----- Material -----

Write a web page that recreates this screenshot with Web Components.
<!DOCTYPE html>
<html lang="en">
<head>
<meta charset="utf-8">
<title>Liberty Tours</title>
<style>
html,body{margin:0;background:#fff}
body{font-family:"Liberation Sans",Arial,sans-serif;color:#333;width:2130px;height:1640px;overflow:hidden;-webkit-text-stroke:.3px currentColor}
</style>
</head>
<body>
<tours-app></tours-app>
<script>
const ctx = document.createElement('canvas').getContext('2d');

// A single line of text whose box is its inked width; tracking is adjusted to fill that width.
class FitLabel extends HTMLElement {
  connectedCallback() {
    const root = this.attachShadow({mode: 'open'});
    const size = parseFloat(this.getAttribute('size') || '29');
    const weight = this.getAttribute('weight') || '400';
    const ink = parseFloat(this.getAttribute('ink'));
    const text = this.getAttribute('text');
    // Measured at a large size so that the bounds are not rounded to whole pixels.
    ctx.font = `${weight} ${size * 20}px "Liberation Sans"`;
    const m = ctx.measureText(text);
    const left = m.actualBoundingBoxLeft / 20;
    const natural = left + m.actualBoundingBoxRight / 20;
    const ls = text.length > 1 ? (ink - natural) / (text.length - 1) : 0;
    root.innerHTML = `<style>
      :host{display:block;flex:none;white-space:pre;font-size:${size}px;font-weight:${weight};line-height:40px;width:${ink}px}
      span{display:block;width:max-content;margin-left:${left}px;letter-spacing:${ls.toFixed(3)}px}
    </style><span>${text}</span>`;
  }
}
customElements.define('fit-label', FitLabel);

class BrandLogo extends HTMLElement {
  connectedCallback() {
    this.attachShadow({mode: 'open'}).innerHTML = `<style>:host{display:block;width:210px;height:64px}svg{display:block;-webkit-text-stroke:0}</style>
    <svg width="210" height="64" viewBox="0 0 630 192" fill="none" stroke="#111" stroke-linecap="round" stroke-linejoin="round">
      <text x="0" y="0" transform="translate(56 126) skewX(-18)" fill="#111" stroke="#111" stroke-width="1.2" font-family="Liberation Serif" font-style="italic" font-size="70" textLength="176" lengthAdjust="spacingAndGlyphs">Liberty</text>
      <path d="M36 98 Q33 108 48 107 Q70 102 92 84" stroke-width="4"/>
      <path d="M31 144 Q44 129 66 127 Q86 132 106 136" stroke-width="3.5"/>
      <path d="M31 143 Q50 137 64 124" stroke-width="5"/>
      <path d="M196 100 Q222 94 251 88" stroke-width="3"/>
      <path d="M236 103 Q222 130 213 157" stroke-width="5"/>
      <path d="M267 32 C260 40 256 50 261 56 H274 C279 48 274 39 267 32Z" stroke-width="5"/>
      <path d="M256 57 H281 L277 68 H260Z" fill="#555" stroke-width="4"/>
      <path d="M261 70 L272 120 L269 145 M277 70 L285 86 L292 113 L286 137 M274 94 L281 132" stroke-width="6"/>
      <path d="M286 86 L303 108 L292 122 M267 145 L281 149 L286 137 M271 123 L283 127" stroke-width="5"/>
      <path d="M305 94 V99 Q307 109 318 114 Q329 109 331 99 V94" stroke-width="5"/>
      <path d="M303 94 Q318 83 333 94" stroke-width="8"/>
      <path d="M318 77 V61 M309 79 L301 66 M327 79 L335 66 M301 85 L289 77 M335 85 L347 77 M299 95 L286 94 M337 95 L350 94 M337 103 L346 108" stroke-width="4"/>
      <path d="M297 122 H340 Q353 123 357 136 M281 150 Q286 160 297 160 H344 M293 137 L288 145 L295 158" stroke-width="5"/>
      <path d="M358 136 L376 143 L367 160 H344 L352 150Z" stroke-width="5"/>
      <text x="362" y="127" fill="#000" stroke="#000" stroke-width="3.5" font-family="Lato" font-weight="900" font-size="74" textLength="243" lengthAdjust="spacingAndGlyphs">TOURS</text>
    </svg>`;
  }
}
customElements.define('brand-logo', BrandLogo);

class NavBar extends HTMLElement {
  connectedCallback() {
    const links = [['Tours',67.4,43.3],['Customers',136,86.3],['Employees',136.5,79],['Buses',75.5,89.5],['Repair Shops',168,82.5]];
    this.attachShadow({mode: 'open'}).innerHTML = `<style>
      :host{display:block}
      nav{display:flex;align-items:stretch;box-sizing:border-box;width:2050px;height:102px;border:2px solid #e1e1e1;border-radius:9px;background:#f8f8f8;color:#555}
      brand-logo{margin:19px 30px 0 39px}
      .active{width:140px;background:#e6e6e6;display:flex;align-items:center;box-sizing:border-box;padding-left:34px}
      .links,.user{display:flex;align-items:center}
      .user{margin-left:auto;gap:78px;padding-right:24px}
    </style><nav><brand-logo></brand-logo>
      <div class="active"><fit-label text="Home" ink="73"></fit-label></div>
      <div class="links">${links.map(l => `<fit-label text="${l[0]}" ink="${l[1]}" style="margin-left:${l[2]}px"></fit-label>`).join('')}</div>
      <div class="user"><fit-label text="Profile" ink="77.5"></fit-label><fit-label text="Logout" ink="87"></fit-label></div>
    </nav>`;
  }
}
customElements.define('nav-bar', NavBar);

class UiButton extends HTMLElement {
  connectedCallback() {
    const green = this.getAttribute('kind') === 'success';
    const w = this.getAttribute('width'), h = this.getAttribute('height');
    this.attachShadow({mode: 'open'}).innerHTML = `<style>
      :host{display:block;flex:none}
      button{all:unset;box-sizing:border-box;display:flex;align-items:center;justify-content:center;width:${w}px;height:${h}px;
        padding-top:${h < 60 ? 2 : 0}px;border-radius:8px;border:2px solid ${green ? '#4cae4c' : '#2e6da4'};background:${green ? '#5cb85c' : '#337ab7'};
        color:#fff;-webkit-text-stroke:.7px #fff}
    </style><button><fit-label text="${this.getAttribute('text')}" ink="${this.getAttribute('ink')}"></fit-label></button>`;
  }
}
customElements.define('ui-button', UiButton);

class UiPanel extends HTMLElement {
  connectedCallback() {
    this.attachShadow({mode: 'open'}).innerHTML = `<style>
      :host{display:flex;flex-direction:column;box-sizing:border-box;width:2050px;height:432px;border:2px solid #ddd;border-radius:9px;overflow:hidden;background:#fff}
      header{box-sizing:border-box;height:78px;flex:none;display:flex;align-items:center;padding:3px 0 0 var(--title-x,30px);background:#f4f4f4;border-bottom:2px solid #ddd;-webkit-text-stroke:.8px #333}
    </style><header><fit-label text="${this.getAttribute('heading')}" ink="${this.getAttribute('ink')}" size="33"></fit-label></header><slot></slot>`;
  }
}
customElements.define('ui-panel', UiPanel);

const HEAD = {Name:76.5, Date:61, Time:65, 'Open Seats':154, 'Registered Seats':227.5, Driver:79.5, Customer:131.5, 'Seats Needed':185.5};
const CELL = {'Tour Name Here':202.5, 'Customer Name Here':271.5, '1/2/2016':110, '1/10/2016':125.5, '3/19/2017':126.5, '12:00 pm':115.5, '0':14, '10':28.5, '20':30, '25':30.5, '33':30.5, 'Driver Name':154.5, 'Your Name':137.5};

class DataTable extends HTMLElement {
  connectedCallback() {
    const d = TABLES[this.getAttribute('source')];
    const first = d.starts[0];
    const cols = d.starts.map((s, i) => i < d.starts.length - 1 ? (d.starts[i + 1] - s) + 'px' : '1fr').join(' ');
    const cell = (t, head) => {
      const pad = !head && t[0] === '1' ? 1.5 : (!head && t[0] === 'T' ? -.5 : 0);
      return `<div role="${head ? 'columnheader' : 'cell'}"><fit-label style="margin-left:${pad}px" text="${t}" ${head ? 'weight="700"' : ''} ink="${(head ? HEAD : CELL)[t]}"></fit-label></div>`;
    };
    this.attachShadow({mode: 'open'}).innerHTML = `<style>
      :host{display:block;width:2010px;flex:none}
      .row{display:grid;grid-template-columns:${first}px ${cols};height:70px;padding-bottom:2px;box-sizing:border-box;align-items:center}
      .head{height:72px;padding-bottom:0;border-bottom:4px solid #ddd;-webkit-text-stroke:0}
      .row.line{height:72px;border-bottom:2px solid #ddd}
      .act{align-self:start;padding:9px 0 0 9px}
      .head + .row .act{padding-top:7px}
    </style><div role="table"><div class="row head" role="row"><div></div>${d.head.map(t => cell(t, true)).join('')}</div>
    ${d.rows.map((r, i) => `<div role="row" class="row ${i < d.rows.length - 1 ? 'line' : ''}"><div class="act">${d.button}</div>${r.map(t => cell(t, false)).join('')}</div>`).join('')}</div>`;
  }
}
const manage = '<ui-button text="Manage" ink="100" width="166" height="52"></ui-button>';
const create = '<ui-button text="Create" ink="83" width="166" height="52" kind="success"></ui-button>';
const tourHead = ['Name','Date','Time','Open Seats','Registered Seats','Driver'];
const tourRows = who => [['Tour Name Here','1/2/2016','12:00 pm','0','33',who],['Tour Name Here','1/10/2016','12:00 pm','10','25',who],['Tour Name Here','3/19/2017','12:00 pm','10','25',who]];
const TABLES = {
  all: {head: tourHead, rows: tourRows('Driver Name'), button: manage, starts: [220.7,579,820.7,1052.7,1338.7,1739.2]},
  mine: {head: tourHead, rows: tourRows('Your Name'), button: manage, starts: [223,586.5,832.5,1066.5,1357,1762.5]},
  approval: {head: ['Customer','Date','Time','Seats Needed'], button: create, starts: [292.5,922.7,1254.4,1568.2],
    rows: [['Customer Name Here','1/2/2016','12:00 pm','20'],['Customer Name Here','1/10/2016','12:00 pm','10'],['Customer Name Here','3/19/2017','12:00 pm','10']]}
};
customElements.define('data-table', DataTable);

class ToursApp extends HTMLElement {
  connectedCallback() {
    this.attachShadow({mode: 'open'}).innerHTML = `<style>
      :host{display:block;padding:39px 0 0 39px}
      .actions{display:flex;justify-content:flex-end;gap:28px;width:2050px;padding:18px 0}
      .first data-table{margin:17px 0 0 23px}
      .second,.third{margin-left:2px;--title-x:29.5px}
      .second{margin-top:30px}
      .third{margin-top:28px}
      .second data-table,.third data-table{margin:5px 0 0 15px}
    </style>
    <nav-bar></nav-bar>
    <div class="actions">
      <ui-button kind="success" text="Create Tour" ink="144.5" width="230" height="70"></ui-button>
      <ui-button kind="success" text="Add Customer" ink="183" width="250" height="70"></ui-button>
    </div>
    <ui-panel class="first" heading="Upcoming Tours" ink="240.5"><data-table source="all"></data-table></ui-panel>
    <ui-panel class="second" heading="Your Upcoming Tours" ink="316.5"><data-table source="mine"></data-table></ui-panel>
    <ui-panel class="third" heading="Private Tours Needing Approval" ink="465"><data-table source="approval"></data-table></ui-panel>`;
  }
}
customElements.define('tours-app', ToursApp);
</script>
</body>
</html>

-----

* **What to do**
Write out exactly, please, the lines beginning at the start of the material and ending with the line that holds "const ctx = document.createElement('canvas').getContext('2d');", both included.

* **Response to this exercise**
Write a web page that recreates this screenshot with Web Components.
<!DOCTYPE html>
<html lang="en">
<head>
<meta charset="utf-8">
<title>Liberty Tours</title>
<style>
html,body{margin:0;background:#fff}
body{font-family:"Liberation Sans",Arial,sans-serif;color:#333;width:2130px;height:1640px;overflow:hidden;-webkit-text-stroke:.3px currentColor}
</style>
</head>
<body>
<tours-app></tours-app>
<script>
const ctx = document.createElement('canvas').getContext('2d');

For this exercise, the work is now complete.